What we do not seem to have recognised is the cost of having serial families. The much-maligned Child Support Agency currently has a live caseload of 1.8 million cases. A recent scan of the CSA's computer system suggested that a huge majority of absent parents - roughly 95 per cent - are men, and other statistics show that the average amount they are asked to pay in child support is pounds 25 a week. Yet the agency has had to institute specialist searches in just under 133,000 cases, and introduce a system of paternity tests where men deny being the father of the child in question. (So far, 17 out of 20 men who dispute paternity have turned out to be lying.)

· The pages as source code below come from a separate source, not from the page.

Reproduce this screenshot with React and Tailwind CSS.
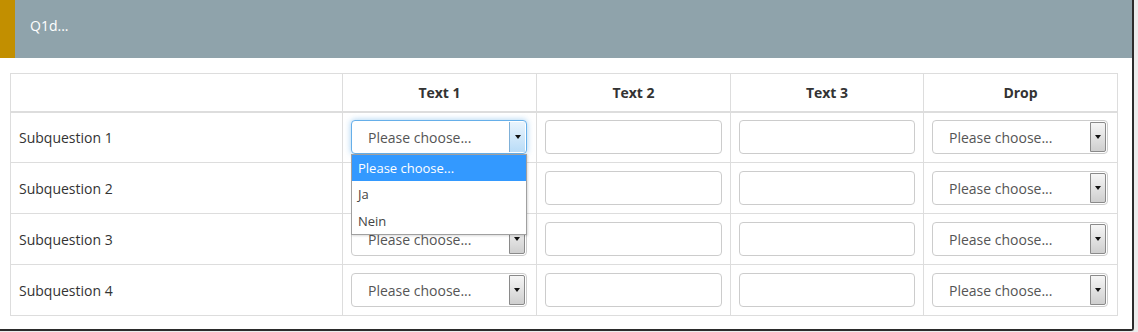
import React from "react";

function Arrow({ active }) {
  return (
    <div
      className={
        "absolute right-[1px] top-[1px] bottom-[1px] w-[16px] border-l flex items-center justify-center " +
        (active
          ? "border-[#7fb0d8] bg-gradient-to-b from-[#e9f4fd] to-[#b9dcf7]"
          : "border-[#8a8a8a] bg-gradient-to-b from-[#f6f6f6] to-[#cfcfcf] border-r border-t border-b rounded-r-[2px]")
      }
    >
      <div className="w-0 h-0 border-l-[3.5px] border-r-[3.5px] border-t-[4px] border-l-transparent border-r-transparent border-t-[#111]" />
    </div>
  );
}

function Select({ active }) {
  return (
    <div
      className={
        "relative h-[34px] rounded-[4px] border bg-white flex items-center pl-[16px] text-[14px] text-[#555] " +
        (active
          ? "border-[#66afe9] shadow-[0_0_6px_rgba(102,175,233,0.6)]"
          : "border-[#cccccc]")
      }
    >
      <span>Please choose...</span>
      <Arrow active={active} />
    </div>
  );
}

function TextInput() {
  return <div className="h-[34px] rounded-[4px] border border-[#cccccc] bg-white" />;
}

export default function App() {
  const rows = ["Subquestion 1", "Subquestion 2", "Subquestion 3", "Subquestion 4"];
  return (
    <div
      className="w-[1138px] h-[332px] bg-[#ececec] overflow-hidden"
      style={{ fontFamily: '"Open Sans", "Liberation Sans", sans-serif' }}
    >
      <div className="w-[1134px] h-[331px] bg-white border-r-2 border-b-2 border-[#2b2b2b] rounded-br-[3px] flex flex-col">
        <div className="h-[58px] bg-[#8fa3ab] flex items-center border-l-[15px] border-[#c28f00] pl-[15px]">
          <span className="text-white text-[14px] -mt-[7px]">Q1d...</span>
        </div>
        <div className="pt-[15px] pl-[10px]">
          <table className="table-fixed border-collapse w-[1107px] text-[14px] text-[#333]">
            <colgroup>
              <col className="w-[332px]" />
              <col className="w-[194px]" />
              <col className="w-[194px]" />
              <col className="w-[193px]" />
              <col className="w-[194px]" />
            </colgroup>
            <thead>
              <tr className="h-[38px]">
                <th className="border border-[#dddddd] border-b-2"></th>
                <th className="border border-[#dddddd] border-b-2 font-bold text-center">Text 1</th>
                <th className="border border-[#dddddd] border-b-2 font-bold text-center">Text 2</th>
                <th className="border border-[#dddddd] border-b-2 font-bold text-center">Text 3</th>
                <th className="border border-[#dddddd] border-b-2 font-bold text-center">Drop</th>
              </tr>
            </thead>
            <tbody>
              {rows.map((r, i) => (
                <tr key={r} className="h-[51px]">
                  <td className="border border-[#dddddd] px-[8px]">{r}</td>
                  <td className="border border-[#dddddd] pl-[8px] pr-[9px]">
                    <div className="relative">
                      <Select active={i === 0} />
                      {i === 0 && (
                        <div className="absolute left-0 right-0 top-[34px] z-10 bg-white border border-[#a0a0a0] text-[13px] text-[#444] shadow-[1px_1px_2px_rgba(0,0,0,0.15)]">
                          <div className="h-[26px] flex items-center pl-[6px] bg-[#3399ff] text-white">Please choose...</div>
                          <div className="h-[27px] flex items-center pl-[6px]">Ja</div>
                          <div className="h-[26px] flex items-center pl-[6px]">Nein</div>
                        </div>
                      )}
                    </div>
                  </td>
                  <td className="border border-[#dddddd] pl-[8px] pr-[8px]">
                    <TextInput />
                  </td>
                  <td className="border border-[#dddddd] pl-[8px] pr-[8px]">
                    <TextInput />
                  </td>
                  <td className="border border-[#dddddd] pl-[8px] pr-[9px]">
                    <Select />
                  </td>
                </tr>
              ))}
            </tbody>
          </table>
        </div>
      </div>
    </div>
  );
}
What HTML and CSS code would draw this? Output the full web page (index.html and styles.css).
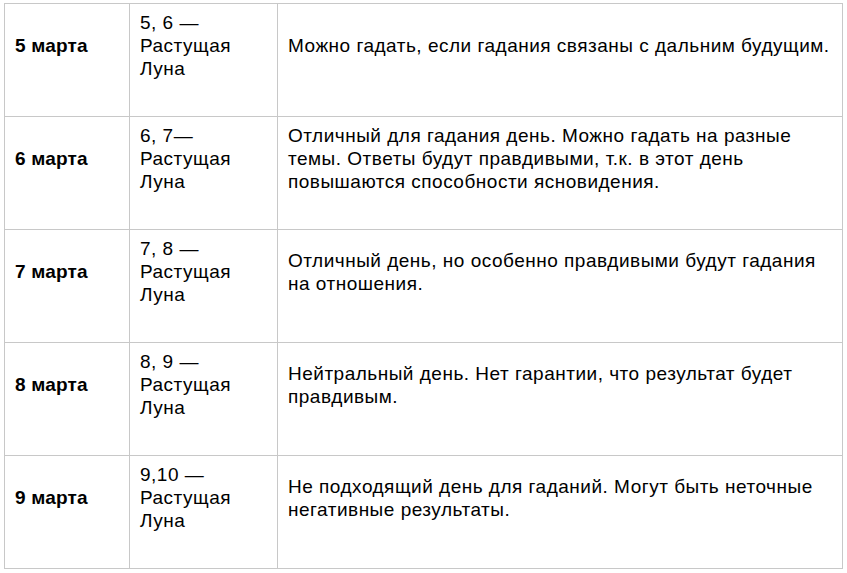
FILE: index.html
```html
<!DOCTYPE html>
<html lang="ru">
<head>
<meta charset="utf-8">
<title>Гадания в марте</title>
<link rel="stylesheet" href="styles.css">
</head>
<body>
<table class="moon-table">
  <colgroup>
    <col class="col-date">
    <col class="col-moon">
    <col class="col-text">
  </colgroup>
  <tbody>
    <tr>
      <td class="date"><p>5 марта</p></td>
      <td><p>5, 6 —<br>Растущая<br>Луна</p></td>
      <td><p>Можно гадать, если гадания связаны с дальним будущим.</p></td>
    </tr>
    <tr>
      <td class="date"><p>6 марта</p></td>
      <td><p>6, 7—<br>Растущая<br>Луна</p></td>
      <td><p>Отличный для гадания день. Можно гадать на разные темы. Ответы будут правдивыми, т.к. в этот день повышаются способности ясновидения.</p></td>
    </tr>
    <tr>
      <td class="date"><p>7 марта</p></td>
      <td><p>7, 8 —<br>Растущая<br>Луна</p></td>
      <td><p>Отличный день, но особенно правдивыми будут гадания на отношения.</p></td>
    </tr>
    <tr>
      <td class="date"><p>8 марта</p></td>
      <td><p>8, 9 —<br>Растущая<br>Луна</p></td>
      <td><p>Нейтральный день. Нет гарантии, что результат будет правдивым.</p></td>
    </tr>
    <tr>
      <td class="date"><p>9 марта</p></td>
      <td><p>9,10 —<br>Растущая<br>Луна</p></td>
      <td><p>Не подходящий день для гаданий. Могут быть неточные негативные результаты.</p></td>
    </tr>
  </tbody>
</table>
</body>
</html>
```

FILE: styles.css
```css
html, body {
  background: #ffffff;
}
body {
  margin: 3px 0 0 4px;
  font-family: "Liberation Sans", Arial, sans-serif;
  font-size: 19px;
  line-height: 23px;
  letter-spacing: 0.5px;
  color: #000000;
}
.moon-table {
  border-collapse: collapse;
  width: 839px;
  table-layout: fixed;
}
.col-date { width: 125px; }
.col-moon { width: 148px; }
.moon-table td {
  border: 1px solid #c8c8c8;
  padding: 7px 10px;
  vertical-align: middle;
  height: 98px;
}
.moon-table td p {
  margin: 0 0 29px 0;
}
.moon-table td.date {
  font-weight: bold;
  letter-spacing: 0.2px;
}
```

This is a miserable state of affairs and a more obvious candidate for action than trivial questions such as where couples are allowed to get married. Yet with a government and opposition almost equally committed to "family values", we shall probably go on inventing pointless wheezes like National Marriage Week for years to come. Meanwhile, many of us will continue to enjoy unregulated unions which we can enter and leave at will - in effect, a parallel system over which the state, because it is reluctant to recognise its existence, has almost no control. If love and marriage ever did go together like a horse and carriage, this particular horse has long since bolted.
'Proposal: Giving Marriage Back to the People' by Helen Wilkinson with additional research by Alison Beeney, is published by Demos, pounds 4.95.